GLI IMPEGNI
Il Campidoglio si era impegnato a ridurre di 437 milioni il buco nei conti, un extra deficit calcolato complessivamente in 550 milioni l’anno. A fronte di questo impegno, il governo ha assegnato a Roma un contributo di 110 milioni per chiudere completamente la voragine. De Vincenti ha invitato la giunta Raggi a discutere dell’andamento del piano di rientro del deficit nella sede «deputata», il tavolo interistituzionale di Palazzo Chigi, dove è presente anche il Tesoro con il sottosegretario Paola De Micheli. Ed è proprio qui, tuttavia, che la questione del salario accessorio potrebbe assumere una rilevanza anche per il ministero dell’Economia. Che sulla vicenda nutre più di un dubbio.

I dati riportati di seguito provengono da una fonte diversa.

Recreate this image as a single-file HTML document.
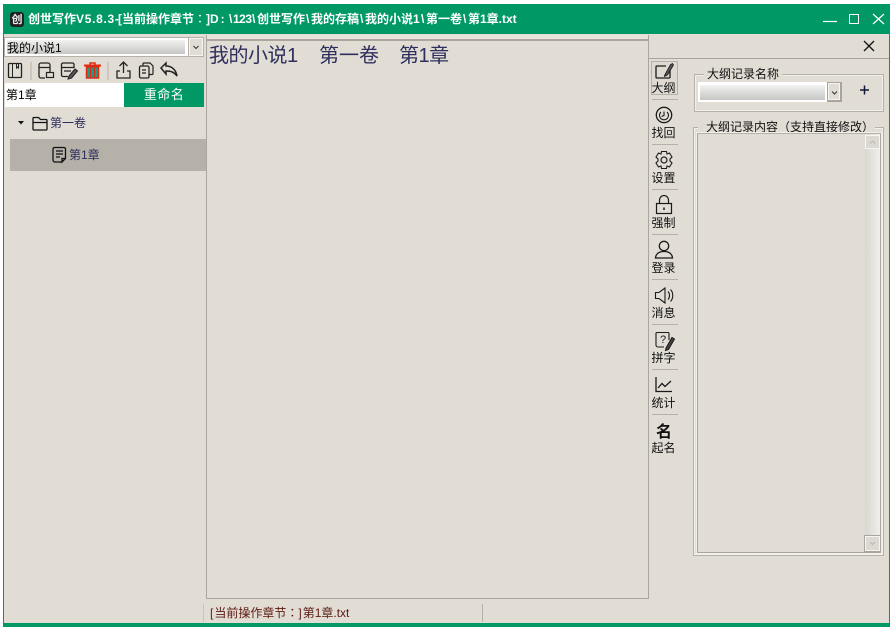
<!DOCTYPE html>
<html>
<head>
<meta charset="utf-8">
<style>
html,body{margin:0;padding:0;background:#fff;width:893px;height:630px;overflow:hidden}
body{font-family:"Liberation Sans","WenQuanYi Zen Hei","Noto Sans CJK SC",sans-serif;font-size:12px;color:#000}
.a{position:absolute;box-sizing:border-box}
.t{position:absolute;white-space:nowrap;line-height:14px}
.tt{position:absolute;top:12px;white-space:nowrap;line-height:14px;color:#fff;font-weight:bold;font-size:12px}
svg{position:absolute;overflow:visible;fill:none;stroke:#1a1a1a;stroke-width:1.2}
.sep{position:absolute;left:652px;width:26px;height:1px;background:#b5b1a9}
.lbl{position:absolute;left:650px;width:27px;text-align:center;font-size:12px;line-height:14px;color:#111;white-space:nowrap}
.grad{background:linear-gradient(#f2f2f0,#c6c6c5)}
.c{font-family:"Noto Sans CJK TC",sans-serif;display:inline-block;width:12px;text-align:center;font-weight:normal}
</style>
</head>
<body>
<div class="a" style="left:3px;top:4px;width:887px;height:623px;background:#e1ddd5"></div>
<div class="a" style="left:3px;top:4px;width:1px;height:623px;background:#009966"></div>
<div class="a" style="left:889px;top:4px;width:1px;height:623px;background:#009966"></div>
<div class="a" style="left:3px;top:4px;width:887px;height:30px;background:#009966"></div>
<div class="a" style="left:3px;top:623px;width:887px;height:4px;background:#009966"></div>

<!-- title -->
<div class="a" style="left:10px;top:12px;width:14px;height:15px;background:#222;border-radius:3px"></div>
<div class="t" style="left:10px;top:13px;width:14px;text-align:center;color:#eee;font-size:11px;font-weight:bold">创</div>
<div class="tt" style="left:28px">创世写作</div>
<div class="tt" style="left:76px;letter-spacing:.7px">V5.8.3-</div>
<div class="tt" style="left:118px">[</div>
<div class="tt" style="left:122px">当前操作章节</div>
<div class="tt c" style="left:194px">：</div>
<div class="tt" style="left:206px">]</div>
<div class="tt" style="left:210px;letter-spacing:2px">D:</div>
<div class="tt" style="left:229px">\</div>
<div class="tt" style="left:233px;letter-spacing:-.5px">123</div>
<div class="tt" style="left:252px">\</div>
<div class="tt" style="left:257px">创世写作</div>
<div class="tt" style="left:306px">\</div>
<div class="tt" style="left:311px">我的存稿</div>
<div class="tt" style="left:360px">\</div>
<div class="tt" style="left:365px">我的小说1</div>
<div class="tt" style="left:421px">\</div>
<div class="tt" style="left:426px">第一卷</div>
<div class="tt" style="left:463px">\</div>
<div class="tt" style="left:468px">第1章.txt</div>
<svg style="left:0;top:0" width="893" height="60">
<path d="M823 21.500H837" stroke="#fff" stroke-width="1.200"/>
<rect x="849.500" y="14.500" width="9" height="9" stroke="#fff" stroke-width="1"/>
<path d="M873 14L884 24M884 14L873 24" stroke="#fff" stroke-width="1.200"/>
<path d="M864 41L874 51M874 41L864 51" stroke="#111" stroke-width="1.300"/>
</svg>

<!-- left combo -->
<div class="a" style="left:4px;top:37px;width:200px;height:20px;background:#b5b1a9"></div>
<div class="a" style="left:5px;top:38px;width:183px;height:18px;background:#fff"></div>
<div class="a grad" style="left:7px;top:40px;width:178px;height:14px"></div>
<div class="t" style="left:7px;top:41px;font-size:12px">我的小说1</div>
<div class="a" style="left:189px;top:38px;width:14px;height:18px;background:#e1ddd5;border:1px solid #f6f5f2"></div>
<svg style="left:0;top:0" width="220" height="60"><path d="M193.500 46L196 48.500L198.500 46" stroke="#333" stroke-width="1"/></svg>

<!-- toolbar -->
<svg style="left:0;top:0" width="200" height="90">
<g stroke="#222">
<rect x="8.500" y="63.500" width="13" height="14" rx="1" stroke-width="1.300"/><path d="M12.500 63.500V77.500M16.500 64V68l1-1 1 1V64" stroke-width="1"/>
<path d="M31 62V80" stroke="#bdb9b1"/>
<path d="M50 72V65a2 2 0 0 0-2-2H41a2 2 0 0 0-2 2V76a2 2 0 0 0 2 2H45M39 67.500H50" stroke-width="1.300"/>
<rect x="46.500" y="72.500" width="7" height="5" stroke-width="1.200"/>
<path d="M74 68V64.500a1.500 1.500 0 0 0-1.500-1.500H63a1.500 1.500 0 0 0-1.500 1.500V75a1.500 1.500 0 0 0 1.500 1.500H68M62 67.500H74M64 71H71" stroke-width="1.300"/>
<path d="M69 76L75 69L77.500 71L71.500 78L68 79Z" fill="#555" stroke-width="1"/>
<path d="M108 62V80" stroke="#bdb9b1"/>
<path d="M120 71H117V78H130V71H127M123.500 73V62M119.500 66L123.500 62L127.500 66" stroke-width="1.300"/>
<rect x="139.500" y="66" width="9.500" height="12" rx="1.500" stroke-width="1.300"/><path d="M143 66V64a1 1 0 0 1 1-1H150L153 66V73.500a1 1 0 0 1-1 1H149M142 70H146M142 73H146" stroke-width="1.200"/>
<path d="M161 68L166 63V66C172 66 176 70 177 76C174 72 171 71 166 71V74Z" stroke-width="1.500"/>
</g>
<path d="M84 65.500H101" stroke="#e02a10" stroke-width="2"/>
<path d="M90 65V63H95V65" stroke="#e02a10" stroke-width="1.500"/>
<rect x="86.500" y="67" width="12" height="11" fill="#1d9d88" stroke="#e02a10" stroke-width="1.500"/>
<path d="M90.500 68V77M94.500 68V77" stroke="#e02a10" stroke-width="1.500"/>
</svg>

<!-- rename -->
<div class="a" style="left:5px;top:83px;width:119px;height:24px;background:#fff"></div>
<div class="t" style="left:6px;top:88px;font-size:12px">第1章</div>
<div class="a" style="left:124px;top:83px;width:80px;height:24px;background:#009966"></div>
<div class="t" style="left:124px;top:88px;width:80px;text-align:center;color:#fff;font-size:13px;letter-spacing:.5px">重命名</div>

<!-- tree -->
<div class="a" style="left:10px;top:139px;width:196px;height:32px;background:#b5b1a8"></div>
<svg style="left:0;top:0" width="206" height="172">
<path d="M18 121H24L21 124.500Z" fill="#111" stroke="none"/>
<path d="M33 129V118.500a1 1 0 0 1 1-1H38.500L40.500 119.500H46a1 1 0 0 1 1 1V129a1 1 0 0 1-1 1H34a1 1 0 0 1-1-1ZM33 122.500H47" stroke="#111" stroke-width="1.300"/>
<path d="M62 162H55a2 2 0 0 1-2-2V149a1.500 1.500 0 0 1 1.500-1.500H64a1.500 1.500 0 0 1 1.500 1.500V158.500L62 162V158.500H65.500" stroke="#111" stroke-width="1.300"/>
<path d="M56 151H63M56 154H63M56 157H60" stroke="#111" stroke-width="1.300"/>
</svg>
<div class="t" style="left:50px;top:116px;color:#2c2c5a;font-size:12px">第一卷</div>
<div class="t" style="left:69px;top:148px;color:#2c2c5a;font-size:12px">第1章</div>

<!-- center -->
<div class="a" style="left:206px;top:35px;width:443px;height:564px;border:1px solid #aaa69e;border-top:0"></div>
<div class="a" style="left:207px;top:35px;width:441px;height:4px;background:#e8e5df"></div>
<div class="a" style="left:206px;top:39px;width:443px;height:2px;background:#aaa69e"></div>
<div class="t" style="left:209px;top:45px;font-size:20px;line-height:22px;color:#2f2f5e;letter-spacing:-.5px">我的小说<span style="letter-spacing:-2px">1</span></div>
<div class="t" style="left:319px;top:45px;font-size:20px;line-height:22px;color:#2f2f5e">第一卷</div>
<div class="t" style="left:399px;top:45px;font-size:20px;line-height:22px;color:#2f2f5e;letter-spacing:-.5px">第1章</div>

<!-- status -->
<div class="a" style="left:203px;top:604px;width:1px;height:18px;background:#c9c5bd"></div>
<div class="a" style="left:482px;top:604px;width:1px;height:18px;background:#b5b1a9"></div>
<div class="t" style="left:210px;top:606px;color:#5a1a10;font-size:12px"><span style="letter-spacing:1px">[</span>当前操作章节<span class="c">：</span><span style="letter-spacing:1px">]</span>第1章.txt</div>

<!-- right top line -->
<div class="a" style="left:648px;top:58px;width:241px;height:1px;background:#aaa69e"></div>

<!-- side buttons -->
<div class="a" style="left:651px;top:61px;width:27px;height:34px;border:1px solid #b5b1a9;background:#dedad2"></div>
<div class="sep" style="top:99px"></div>
<div class="sep" style="top:144px"></div>
<div class="sep" style="top:189px"></div>
<div class="sep" style="top:234px"></div>
<div class="sep" style="top:279px"></div>
<div class="sep" style="top:324px"></div>
<div class="sep" style="top:369px"></div>
<div class="sep" style="top:414px"></div>
<div class="lbl" style="top:81px">大纲</div>
<div class="lbl" style="top:126px">找回</div>
<div class="lbl" style="top:171px">设置</div>
<div class="lbl" style="top:216px">强制</div>
<div class="lbl" style="top:261px">登录</div>
<div class="lbl" style="top:306px">消息</div>
<div class="lbl" style="top:351px">拼字</div>
<div class="lbl" style="top:396px">统计</div>
<div class="lbl" style="top:441px">起名</div>
<svg style="left:0;top:0" width="700" height="460">
<path d="M666 66H657a1 1 0 0 0-1 1V77a1 1 0 0 0 1 1H669a1 1 0 0 0 1-1V70" stroke-width="1.300"/>
<path d="M664.500 75.500L670.500 64.500L672.500 63.500L673.500 65L667.500 75L664.500 76.500Z" fill="#555" stroke-width=".8"/>
<circle cx="664" cy="115" r="7.700" stroke-width="1.300"/><path d="M661 112A4.500 4.500 0 1 0 667 112M664 111.500V115.500L661.500 116.500" stroke-width="1.100"/>
<circle cx="664" cy="160" r="3" stroke-width="1.200"/>
<path d="M661.500 151.500H666.500L667 154L669.500 153L672 157L670 159V161L672 163L669.500 167L667 166L666.500 168.500H661.500L661 166L658.500 167L656 163L658 161V159L656 157L658.500 153L661 154Z" stroke-width="1.100"/>
<rect x="656.500" y="203.500" width="15" height="10" stroke-width="1.200"/><path d="M659.500 203V200a4.500 4.500 0 0 1 9 0V203" stroke-width="1.200"/><path d="M664 207.500V210" stroke-width="1.500"/>
<circle cx="664" cy="246" r="4.700" stroke-width="1.300"/><path d="M655.500 258C656 253 660 251.500 664 251.500S672 253 672.500 258Z" stroke-width="1.300"/>
<path d="M655.500 292.500V298.500H659L665 303V288L659 292.500ZM668 291.500C670 293.500 670 297.500 668 299.500M670.500 289.500C673.500 292.500 673.500 298.500 670.500 301.500" stroke-width="1.100"/>
<path d="M669 340V333.500a1 1 0 0 0-1-1H657a1 1 0 0 0-1 1V345a2 2 0 0 0 2 2H664" stroke-width="1.100"/>
<path d="M666 348L672 337.500L674.500 339L668.500 349.500L665.500 350.500Z" fill="#444" stroke-width="1"/>
<path d="M656 377V391.500H672M658 388L662 383.500L665 386.500L671 381" stroke-width="1.300"/>
</svg>
<div class="t" style="left:660px;top:334px;font-size:11px;line-height:12px;color:#222">?</div>
<div class="t" style="left:655px;top:421px;width:18px;text-align:center;font-size:16px;line-height:18px;font-weight:bold;color:#111;font-family:'Noto Sans CJK SC',sans-serif">名</div>

<!-- group 1 -->
<div class="a" style="left:694px;top:74px;width:190px;height:38px;border:1px solid #b5b1a9;box-shadow:inset 0 0 0 1px #f1efea"></div>
<div class="a" style="left:704px;top:67px;width:78px;height:14px;background:#e1ddd5"></div>
<div class="t" style="left:707px;top:67px;font-size:12px;color:#111">大纲记录名称</div>
<div class="a" style="left:698px;top:82px;width:129px;height:20px;background:#fff"></div>
<div class="a grad" style="left:700px;top:85px;width:125px;height:15px"></div>
<div class="a" style="left:827px;top:82px;width:15px;height:20px;background:#aaa59c"></div>
<div class="a" style="left:828px;top:83px;width:12px;height:17px;background:#e1ddd5;border:1px solid #f6f5f2"></div>
<svg style="left:0;top:0" width="893" height="110"><path d="M832 91.500L834.500 94L837 91.500" stroke="#333" stroke-width="1"/><path d="M860 90H869M864.500 85.500V94.500" stroke="#10183a" stroke-width="1.500"/></svg>

<!-- group 2 -->
<div class="a" style="left:693px;top:127px;width:191px;height:429px;border:1px solid #b5b1a9;box-shadow:inset 0 0 0 1px #f1efea"></div>
<div class="a" style="left:698px;top:120px;width:177px;height:13px;background:#e1ddd5"></div>
<div class="t" style="left:706px;top:120px;font-size:12px;color:#111">大纲记录内容（支持直接修改）</div>
<div class="a" style="left:697px;top:133px;width:184px;height:420px;border:1px solid #aaa69e;border-top:1px solid #b5b1a9;outline:1px solid #f1efea"></div>
<div class="a" style="left:865px;top:134px;width:15px;height:418px;background:linear-gradient(90deg,#d9d7d0,#f0efeb)"></div>
<div class="a" style="left:865px;top:135px;width:15px;height:14px;background:#dcd9d2;border:1px solid #f6f5f2"></div>
<div class="a" style="left:865px;top:536px;width:15px;height:15px;background:#dcd9d2;border:1px solid #f6f5f2;outline:1px solid #aaa69e"></div>
<svg style="left:0;top:0" width="893" height="560"><path d="M870 143.500L872.500 141L875 143.500M870 542L872.500 544.500L875 542" stroke="#b9b6af" stroke-width="1"/></svg>
</body>
</html>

La questione è legata alla strada indicata dalla Raggi a De Vincenti, per recuperare i 350 milioni di premi e incentivi erogati indebitamente ai dipendenti capitolini dal 2008 al 2014. La legge prevede sostanzialmente due strade per farlo. La prima è quella di ridurre i futuri fondi del salario accessorio, abbassando di fatto anche le retribuzioni dei dipendenti. Era il sentiero sul quale si era incamminato il commissario straordinario Francesco Tronca. La seconda è ridurre strutturalmente la spesa del Comune su alcune voci, come quella del personale o quella degli affitti.
L’intenzione della Raggi sarebbe proprio quella di puntare sulla spending review. Ma, e qui sta la novità, utilizzando a tal fine le economie di spesa già previste nel piano di rientro del deficit predisposto dall’allora assessore al bilancio Silvia Scozzese. Il timore del Tesoro è che l’intenzione del Campidoglio non sia quella di incrementare i risparmi previsti da quel piano, ma di utilizzare la minore spesa già conteggiata nei 437 milioni per coprire anche il recupero delle somme erogate illegittimamente ai dipendenti e dare una veste di legalità allo sblocco del salario. Questo rischierebbe di aprire nuovi buchi nel bilancio del Comune, facendo aumentare il deficit strutturale. Non è l’unica questione che dovrà essere discussa al tavolo. L’altra riguarda il piano di dismissione delle partecipate «non strategiche», come Farmacap o le Assicurazioni di Roma. Alla base del contributo da 110 milioni c’era anche questo impegno, che tuttavia il Campidoglio sembra non voler più rispettare. La partita, insomma, è appena cominciata.